Highlights & Insights¶
- Highly innovative task definition: This study formalizes "reading history decoding" as a predictive task for the first time, carving out a novel direction in cognitive NLP. Such tasks hold direct application prospects in educational technology and personalized content recommendation.
- Cognitive models as synthetic data sources: Employing first-time reading baselines simulated by E-Z Reader is an ingenious strategy—bridging theoretical models from cognitive science with machine learning, which can be extended to other cognitive tasks.
- Model analysis as a scientific instrument: Investigating predictive model behaviors (e.g., changes in accuracy relative to experimental positions) to study cognitive processes demonstrates the scientific value of predictive modeling.
Limitations & Future Work¶
- Data is constrained to English-speaking adult native readers (L1) and laboratory-grade Eyelink 1000 Plus eye trackers (1000 Hz sampling rate), leaving its generalizability still to be validated.
- Repeated reading intervals span at most 10 articles, with longer time lags yet to be evaluated.
- The study only considers two trials of reading, whereas multiple repetitions occur in reality.
- The text domain is limited to news articles, leaving other domains (e.g., academic, literary) unaddressed.
- Future work needs to explore feasibility on low-resolution consumer devices (e.g., laptop/smartphone front cameras).
Related Work & Insights¶
- vs.
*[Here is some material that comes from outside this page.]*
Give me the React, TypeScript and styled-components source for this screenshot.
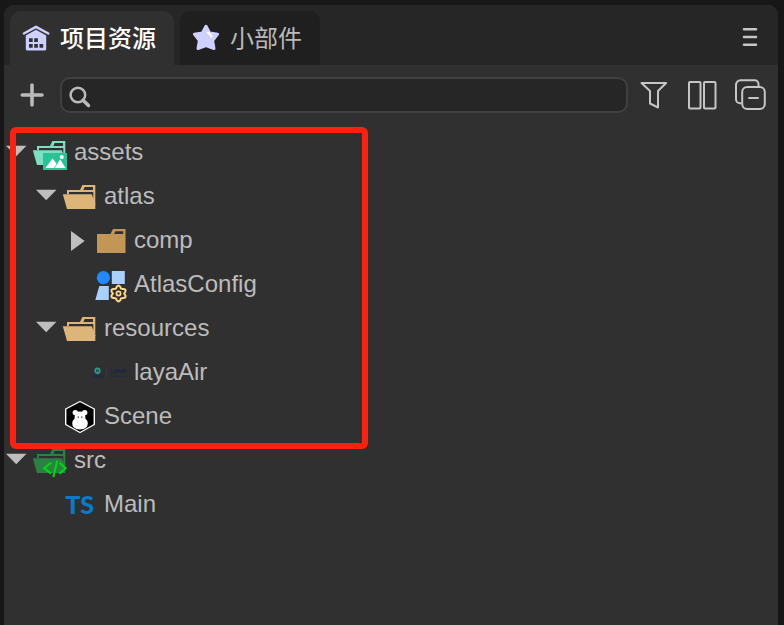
import React from "react";
import styled, { createGlobalStyle } from "styled-components";

const GlobalStyle = createGlobalStyle`
  * { box-sizing: border-box; }
  body {
    margin: 0;
    background: #171717;
    font-family: "Liberation Sans", "Noto Sans CJK SC", sans-serif;
    overflow: hidden;
  }
`;

const Frame = styled.div`
  height: 100vh;
  padding: 5px 6px 0 4px;
`;

const Panel = styled.main`
  position: relative;
  height: 100%;
  display: flex;
  flex-direction: column;
  background: #303030;
  border-radius: 10px 10px 0 0;
  overflow: hidden;
`;

const TabBar = styled.header`
  flex: none;
  height: 60px;
  padding: 6px 18px 0 6px;
  display: flex;
  gap: 6px;
  background: #262626;
`;

const Tab = styled.button<{ $active?: boolean; $width: number }>`
  width: ${(p) => p.$width}px;
  height: 54px;
  padding: 0 0 0 11px;
  border: 0;
  border-radius: 10px 10px 0 0;
  display: flex;
  align-items: center;
  gap: 9px;
  background: ${(p) => (p.$active ? "#303030" : "#1f1f1f")};
  color: ${(p) => (p.$active ? "#ffffff" : "#bababa")};
  font: ${(p) => (p.$active ? 500 : 400)} 24px/52px "Noto Sans CJK SC", sans-serif;
  white-space: nowrap;
`;

const TabLabel = styled.span`
  height: 54px;
`;

const MenuButton = styled.button`
  margin: 13px 0 0 auto;
  width: 20px;
  height: 26px;
  padding: 0;
  border: 0;
  background: none;
`;

const Toolbar = styled.div`
  flex: none;
  height: 60px;
  padding: 0 10px 0 16px;
  display: flex;
  align-items: center;
`;

const SearchField = styled.div`
  flex: none;
  width: 568px;
  height: 36px;
  margin: 0 11px 0 12px;
  padding-left: 6px;
  display: flex;
  align-items: center;
  border: 2px solid #404040;
  border-radius: 10px;
  background: #262626;
`;

const Actions = styled.div`
  display: flex;
  gap: 16px;
`;

const Glyph = styled.svg`
  display: block;
  flex: none;
  overflow: visible;
`;

const Tree = styled.ul`
  list-style: none;
  margin: 0;
  padding: 5px 0 0;
`;

const Row = styled.li<{ $level: number }>`
  height: 44px;
  padding-left: ${(p) => 2 + p.$level * 30}px;
  display: grid;
  grid-template-columns: 26px 42px auto;
  align-items: center;
  color: #bcbcbc;
  font-size: 24px;
  line-height: 44px;
`;

const Label = styled.span`
  white-space: nowrap;
`;

const Highlight = styled.div`
  position: absolute;
  left: 6px;
  top: 122px;
  width: 358px;
  height: 322px;
  border: 6px solid #ff2010;
  border-radius: 6px;
  pointer-events: none;
`;

const HomeIcon = () => (
  <Glyph width="30" height="30" viewBox="0 0 30 30">
    <path d="M2.900 10.500 15 3.800 27.300 10.500" fill="none" stroke="#ced0ff" strokeWidth="2.500" strokeLinecap="round" strokeLinejoin="round" />
    <path d="M4.800 12.500 15 6.800 25.200 12.500V26a1.500 1.500 0 0 1-1.500 1.500H6.300A1.500 1.500 0 0 1 4.800 26Z" fill="#ced0ff" />
    <path d="M8 15.200h3.700v3.700H8zM13.200 15.200h3.700v3.700h-3.700zM8 21h3.700v3.700H8zM13.200 21h3.700v3.700h-3.700zM18.500 21h3.700v3.700h-3.700z" fill="#303030" />
  </Glyph>
);

const StarIcon = () => (
  <Glyph width="30" height="30" viewBox="0 0 30 30">
    <path d="m15 3.300 3.600 6.700 8 1.200-5 6.400 1.400 7.900-8-2.800-8 2.800 1.400-7.900-5-6.400 8-1.200Z" fill="#ced0ff" stroke="#ced0ff" strokeWidth="3" strokeLinejoin="round" />
    <path d="M16.600 9.700q3 1 3.700 4" fill="none" stroke="#fff" strokeWidth="2" strokeLinecap="round" />
  </Glyph>
);

const MenuIcon = () => (
  <Glyph width="20" height="26" viewBox="0 0 20 26">
    <path d="M4 5.3h12M4 13h12M4 20.7h12" stroke="#c6c6c6" strokeWidth="2.600" strokeLinecap="round" />
  </Glyph>
);

const PlusIcon = () => (
  <Glyph width="28" height="28" viewBox="0 0 28 28">
    <path d="M12 4v20M2.300 14h19.700" stroke="#bababa" strokeWidth="3.600" strokeLinecap="round" />
  </Glyph>
);

const SearchIcon = () => (
  <Glyph width="24" height="26" viewBox="0 0 24 26">
    <circle cx="9.900" cy="13" r="7.300" fill="none" stroke="#bababa" strokeWidth="2.500" />
    <path d="m15 18.300 5.500 5.200" stroke="#bababa" strokeWidth="3.600" strokeLinecap="round" />
  </Glyph>
);

const FilterIcon = () => (
  <Glyph width="32" height="34" viewBox="0 0 32 34">
    <path d="M2.500 5h24.600L19 13V29.500l-8-4V13Z" fill="none" stroke="#c6c6c6" strokeWidth="2" strokeLinejoin="round" />
  </Glyph>
);

const ColumnsIcon = () => (
  <Glyph width="32" height="34" viewBox="0 0 32 34">
    <rect x="2" y="4" width="11.500" height="26.500" rx="1" fill="none" stroke="#c6c6c6" strokeWidth="2" />
    <rect x="17" y="4" width="11.500" height="26.500" rx="1" fill="none" stroke="#c6c6c6" strokeWidth="2" />
  </Glyph>
);

const CollapseIcon = () => (
  <Glyph width="32" height="34" viewBox="0 0 32 34">
    <path d="M6.600 25.200H5a4 4 0 0 1-4-4V6.800a4.500 4.500 0 0 1 4.500-4.500h14a4 4 0 0 1 4 4v2" fill="none" stroke="#c6c6c6" strokeWidth="2" />
    <rect x="7.200" y="9" width="22.600" height="22" rx="5" fill="none" stroke="#c6c6c6" strokeWidth="2" />
    <path d="M14 20h9" stroke="#c6c6c6" strokeWidth="2" strokeLinecap="round" />
  </Glyph>
);

const Arrow = ({ open }: { open?: boolean }) => (
  <Glyph width="20" height="24" viewBox="0 0 20 24">
    <path d={open ? "M0 5.700h20.500L10.200 16.200Z" : "M5 3v20l13.700-10Z"} fill="#bebebe" />
  </Glyph>
);

const OpenFolder = ({ color }: { color: string }) => (
  <>
    <path d="M5 16V12h13l2.400-5H33.300v19h-2V14H7v2Z" fill={color} />
    <path d="M22.700 9H31v3h-9.700Z" fill="#303030" />
    <path d="M.800 16.200H29.800L33.300 25.500V31H5Z" fill={color} />
  </>
);

const IconBox = ({ children }: { children: React.ReactNode }) => (
  <Glyph width="36" height="36" viewBox="0 0 36 36">{children}</Glyph>
);

const AssetsIcon = () => (
  <IconBox>
    <OpenFolder color="#7edec1" />
    <path d="M11 19h24v17H11z" fill="#28c498" />
    <path d="m13.500 34 7-9.500L24.800 30l3.400-4.500L33.500 34Z" fill="#fff" />
    <path d="m22 34 4-5.400" stroke="#28c498" strokeWidth=".8" />
    <circle cx="29.700" cy="23" r="2" fill="#fff" />
  </IconBox>
);

const FolderIcon = () => (
  <IconBox><OpenFolder color="#deb579" /></IconBox>
);

const ClosedFolderIcon = () => (
  <IconBox>
    <path d="M5 12h13.500l2.500-5H33.500v24H5Z" fill="#c29756" />
    <path d="M23.500 9.200h7.700V12h-9.200Z" fill="#303030" />
  </IconBox>
);

const GEAR =
  "M16.300 3.300Q18 .8 19.700 3.300L20.500 5Q21.500 5.700 23.200 5.500Q26 6 24.700 8.500L23.600 10L24.700 11.500Q26 14 23.200 14.500Q21.500 14.300 20.500 15L19.700 16.700Q18 19.200 16.300 16.700L15.500 15Q14.500 14.300 12.800 14.500Q10 14 11.300 11.500L12.400 10L11.300 8.500Q10 6 12.800 5.500Q14.500 5.700 15.500 5Z";

const AtlasIcon = () => (
  <IconBox>
    <circle cx="11.400" cy="11.700" r="6.600" fill="#2189ff" />
    <path d="M19.800 5h13v13h-13zM7.300 20h9.500v14H3.300Z" fill="#a9cfff" />
    <path d={GEAR} transform="translate(8.500 17.500)" fill="#303030" stroke="#ffd989" strokeWidth="2" strokeLinejoin="round" />
    <circle cx="26.500" cy="27.500" r="2.100" fill="none" stroke="#ffd989" strokeWidth="1.700" />
  </IconBox>
);

const LayaIcon = () => (
  <IconBox>
    <circle cx="5.500" cy="16.700" r="2.300" fill="none" stroke="#25a08b" strokeWidth="1.600" />
    <path d="m3.700 18.500 1.800 2 1.800-2" fill="#25a08b" />
    <path d="M5.500 15.800v1.800" stroke="#25a08b" strokeWidth=".8" />
    <path d="M14.500 13.500v10" stroke="#3c3c40" strokeWidth=".7" />
    <text x="0" y="23.800" fontSize="3.200" fontWeight="700" fontFamily="Liberation Sans" fill="#1b2549" textLength="12">LAYABOX</text>
    <text x="18.500" y="18.800" fontSize="4.800" fontWeight="700" fontFamily="Liberation Sans" fill="#1b2549" textLength="16">LAYAAIR</text>
    <path d="M18 22.300h17" stroke="#252b3d" strokeWidth="1" />
  </IconBox>
);

const SceneIcon = () => (
  <IconBox>
    <path d="M18 3.500 32.300 11v15.500L18 34.500 3.700 26.500V11Z" fill="#000" stroke="#fff" strokeWidth="1.400" strokeLinejoin="round" />
    <circle cx="13.300" cy="14.600" r="2.700" fill="#fff" />
    <circle cx="22.700" cy="14.600" r="2.700" fill="#fff" />
    <path d="M13 15.600q.5-2 5-2t5 2q.5 3.500.3 5 2.500 2 2.500 5 0 5.800-7.800 5.800t-7.800-5.800q0-3 2.500-5-.2-1.500.3-5Z" fill="#fff" />
    <path d="M16.300 18.500v1.300M19.800 18.500v1.300" stroke="#000" strokeWidth="1" />
  </IconBox>
);

const SourceIcon = () => (
  <IconBox>
    <OpenFolder color="#2b8044" />
    <path d="m19.200 20.700-7 5.500 7 5.500M27.400 20.700l6.200 5.500-6.200 5.500M25.200 18.500l-3.800 16.500" fill="none" stroke="#00d80e" strokeWidth="2.100" />
  </IconBox>
);

const TsIcon = () => (
  <IconBox>
    <text x="3.200" y="28.400" fontFamily="Lato, sans-serif" fontSize="25" fontWeight="900" fill="#087bce" textLength="29" lengthAdjust="spacingAndGlyphs">TS</text>
  </IconBox>
);

type Node = { label: string; level: number; icon: React.ComponentType; open?: boolean };

const nodes: Node[] = [
  { label: "assets", level: 0, icon: AssetsIcon, open: true },
  { label: "atlas", level: 1, icon: FolderIcon, open: true },
  { label: "comp", level: 2, icon: ClosedFolderIcon, open: false },
  { label: "AtlasConfig", level: 2, icon: AtlasIcon },
  { label: "resources", level: 1, icon: FolderIcon, open: true },
  { label: "layaAir", level: 2, icon: LayaIcon },
  { label: "Scene", level: 1, icon: SceneIcon },
  { label: "src", level: 0, icon: SourceIcon, open: true },
  { label: "Main", level: 1, icon: TsIcon },
];

export default function App() {
  return (
    <>
      <GlobalStyle />
      <Frame>
        <Panel>
          <TabBar>
            <Tab $active $width={164}><HomeIcon /><TabLabel>项目资源</TabLabel></Tab>
            <Tab $width={140}><StarIcon /><TabLabel>小部件</TabLabel></Tab>
            <MenuButton aria-label="menu"><MenuIcon /></MenuButton>
          </TabBar>
          <Toolbar>
            <PlusIcon />
            <SearchField><SearchIcon /></SearchField>
            <Actions>
              <FilterIcon />
              <ColumnsIcon />
              <CollapseIcon />
            </Actions>
          </Toolbar>
          <Tree>
            {nodes.map(({ label, level, icon: Icon, open }) => (
              <Row key={label} $level={level}>
                {open === undefined ? <span /> : <Arrow open={open} />}
                <Icon />
                <Label>{label}</Label>
              </Row>
            ))}
          </Tree>
          <Highlight />
        </Panel>
      </Frame>
    </>
  );
}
Traditional Psycholinguistic Research: Conventional studies restrict themselves to group-level descriptive statistical analysis. This work presents the first individual-level predictions, turning psycholinguistic findings into quantifiable signals for machine learning.
- vs. Reading Comprehension Prediction: Previous work used eye movements to predict reading comprehension levels, reading objectives, etc. This work focuses on the entirely novel dimension of "prior exposure" (whether a text has been read).
Rating¶
- Novelty: ⭐⭐⭐⭐⭐ Decodes reading history from eye movements for the first time with a brand-new task definition.
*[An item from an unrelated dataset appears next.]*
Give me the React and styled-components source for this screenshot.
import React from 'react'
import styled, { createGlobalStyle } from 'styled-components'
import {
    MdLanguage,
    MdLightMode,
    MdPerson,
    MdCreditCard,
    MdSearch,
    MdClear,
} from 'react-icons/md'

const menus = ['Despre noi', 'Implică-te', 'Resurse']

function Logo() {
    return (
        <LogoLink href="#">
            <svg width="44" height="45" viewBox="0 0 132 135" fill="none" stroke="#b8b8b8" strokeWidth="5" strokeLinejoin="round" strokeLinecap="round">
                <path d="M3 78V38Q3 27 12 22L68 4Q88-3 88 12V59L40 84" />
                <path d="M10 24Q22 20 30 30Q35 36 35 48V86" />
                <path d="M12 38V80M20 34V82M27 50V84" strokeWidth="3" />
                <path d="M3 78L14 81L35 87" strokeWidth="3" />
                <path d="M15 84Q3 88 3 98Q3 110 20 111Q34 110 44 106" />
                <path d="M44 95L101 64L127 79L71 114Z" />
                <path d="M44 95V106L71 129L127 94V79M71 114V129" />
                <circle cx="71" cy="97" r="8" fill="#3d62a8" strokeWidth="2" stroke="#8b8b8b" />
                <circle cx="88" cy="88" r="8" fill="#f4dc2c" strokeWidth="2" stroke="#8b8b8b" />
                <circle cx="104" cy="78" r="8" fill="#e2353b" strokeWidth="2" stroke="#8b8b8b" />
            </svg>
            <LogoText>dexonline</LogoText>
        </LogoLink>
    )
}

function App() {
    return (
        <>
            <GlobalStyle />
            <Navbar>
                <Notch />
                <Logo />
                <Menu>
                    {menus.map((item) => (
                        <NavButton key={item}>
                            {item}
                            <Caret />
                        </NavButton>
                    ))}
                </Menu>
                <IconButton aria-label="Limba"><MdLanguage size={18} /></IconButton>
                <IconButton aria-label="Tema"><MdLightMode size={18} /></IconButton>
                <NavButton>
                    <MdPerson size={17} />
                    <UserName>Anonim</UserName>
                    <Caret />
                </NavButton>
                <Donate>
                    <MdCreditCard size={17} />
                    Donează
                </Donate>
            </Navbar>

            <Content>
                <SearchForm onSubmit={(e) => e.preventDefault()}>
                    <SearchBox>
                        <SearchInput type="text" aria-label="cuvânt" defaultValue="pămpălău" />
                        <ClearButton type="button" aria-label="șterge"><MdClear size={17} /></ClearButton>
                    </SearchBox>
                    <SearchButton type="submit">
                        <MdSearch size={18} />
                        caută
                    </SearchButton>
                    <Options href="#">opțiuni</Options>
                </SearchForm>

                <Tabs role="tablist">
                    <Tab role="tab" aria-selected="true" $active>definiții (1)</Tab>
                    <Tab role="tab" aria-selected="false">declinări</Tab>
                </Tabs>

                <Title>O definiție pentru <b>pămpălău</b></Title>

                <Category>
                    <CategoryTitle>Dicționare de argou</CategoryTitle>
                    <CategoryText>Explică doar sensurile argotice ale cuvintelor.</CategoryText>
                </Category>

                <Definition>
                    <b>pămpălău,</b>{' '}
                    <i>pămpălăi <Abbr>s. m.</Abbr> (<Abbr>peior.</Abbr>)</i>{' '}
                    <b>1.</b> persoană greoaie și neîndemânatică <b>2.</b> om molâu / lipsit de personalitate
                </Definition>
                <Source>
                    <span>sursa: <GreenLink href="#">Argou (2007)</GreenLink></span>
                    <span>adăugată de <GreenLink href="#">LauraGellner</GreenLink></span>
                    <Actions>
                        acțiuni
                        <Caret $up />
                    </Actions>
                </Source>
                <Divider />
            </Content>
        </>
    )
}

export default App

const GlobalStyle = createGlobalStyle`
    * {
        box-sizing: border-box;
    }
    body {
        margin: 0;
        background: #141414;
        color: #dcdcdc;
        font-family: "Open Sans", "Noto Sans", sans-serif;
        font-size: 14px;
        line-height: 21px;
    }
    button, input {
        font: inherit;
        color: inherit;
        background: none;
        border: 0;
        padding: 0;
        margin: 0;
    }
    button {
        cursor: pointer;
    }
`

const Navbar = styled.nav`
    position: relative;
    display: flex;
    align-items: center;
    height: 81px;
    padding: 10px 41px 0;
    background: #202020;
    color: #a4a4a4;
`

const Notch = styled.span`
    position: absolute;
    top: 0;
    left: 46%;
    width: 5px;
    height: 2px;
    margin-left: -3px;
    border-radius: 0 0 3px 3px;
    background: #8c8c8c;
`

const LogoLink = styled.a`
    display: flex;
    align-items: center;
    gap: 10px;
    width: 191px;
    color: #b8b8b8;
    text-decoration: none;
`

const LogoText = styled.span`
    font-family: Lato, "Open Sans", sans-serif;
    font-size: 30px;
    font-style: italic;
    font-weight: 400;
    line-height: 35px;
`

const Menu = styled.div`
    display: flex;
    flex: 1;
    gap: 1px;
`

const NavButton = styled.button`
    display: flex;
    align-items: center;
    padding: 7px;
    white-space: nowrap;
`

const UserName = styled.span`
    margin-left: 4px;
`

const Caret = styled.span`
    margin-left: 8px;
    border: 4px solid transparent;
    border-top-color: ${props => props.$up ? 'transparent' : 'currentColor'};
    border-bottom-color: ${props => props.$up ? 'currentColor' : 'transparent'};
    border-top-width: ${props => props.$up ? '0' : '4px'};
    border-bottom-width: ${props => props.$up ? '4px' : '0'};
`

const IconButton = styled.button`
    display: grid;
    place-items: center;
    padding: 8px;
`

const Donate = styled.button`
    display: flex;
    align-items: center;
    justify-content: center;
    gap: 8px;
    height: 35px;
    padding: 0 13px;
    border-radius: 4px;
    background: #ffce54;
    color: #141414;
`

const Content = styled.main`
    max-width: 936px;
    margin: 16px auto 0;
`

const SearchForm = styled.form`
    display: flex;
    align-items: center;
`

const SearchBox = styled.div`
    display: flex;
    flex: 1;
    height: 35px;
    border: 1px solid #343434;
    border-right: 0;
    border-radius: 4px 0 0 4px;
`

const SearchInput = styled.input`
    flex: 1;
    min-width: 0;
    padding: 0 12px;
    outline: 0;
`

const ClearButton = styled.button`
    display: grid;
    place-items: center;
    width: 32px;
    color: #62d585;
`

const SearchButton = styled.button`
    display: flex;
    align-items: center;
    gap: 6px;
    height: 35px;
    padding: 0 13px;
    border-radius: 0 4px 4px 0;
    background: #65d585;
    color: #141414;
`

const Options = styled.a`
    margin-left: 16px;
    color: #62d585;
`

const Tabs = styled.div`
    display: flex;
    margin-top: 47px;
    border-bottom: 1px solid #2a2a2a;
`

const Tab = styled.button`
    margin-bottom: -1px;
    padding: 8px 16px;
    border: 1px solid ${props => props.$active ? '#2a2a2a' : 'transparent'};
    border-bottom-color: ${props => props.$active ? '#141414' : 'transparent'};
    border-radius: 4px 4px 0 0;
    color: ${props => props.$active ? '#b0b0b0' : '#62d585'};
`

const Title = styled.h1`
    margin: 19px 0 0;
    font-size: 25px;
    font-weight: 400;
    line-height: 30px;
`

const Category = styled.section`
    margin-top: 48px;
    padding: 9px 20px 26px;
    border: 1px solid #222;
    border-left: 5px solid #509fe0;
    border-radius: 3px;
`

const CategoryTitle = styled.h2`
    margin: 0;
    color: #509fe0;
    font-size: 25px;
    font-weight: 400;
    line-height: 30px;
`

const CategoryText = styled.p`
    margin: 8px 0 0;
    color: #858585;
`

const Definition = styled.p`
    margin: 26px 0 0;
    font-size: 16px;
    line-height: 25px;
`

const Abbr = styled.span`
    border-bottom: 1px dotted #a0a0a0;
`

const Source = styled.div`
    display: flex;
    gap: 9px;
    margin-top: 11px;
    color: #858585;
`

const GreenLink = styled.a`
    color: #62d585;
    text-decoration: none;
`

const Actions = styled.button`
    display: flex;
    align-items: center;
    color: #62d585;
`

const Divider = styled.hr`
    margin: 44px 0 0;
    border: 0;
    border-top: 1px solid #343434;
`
- Experimental Thoroughness: ⭐⭐⭐⭐ Includes multi-model comparisons, ablations, and fine-grained analyses, though constrained by database size.
- Writing Quality: ⭐⭐⭐⭐⭐ Rigorous formalization, exquisite experimental design, and deep analysis.
- Value: ⭐⭐⭐⭐ Significant academic contribution, though further progress requires support for low-cost, consumer-grade hardware.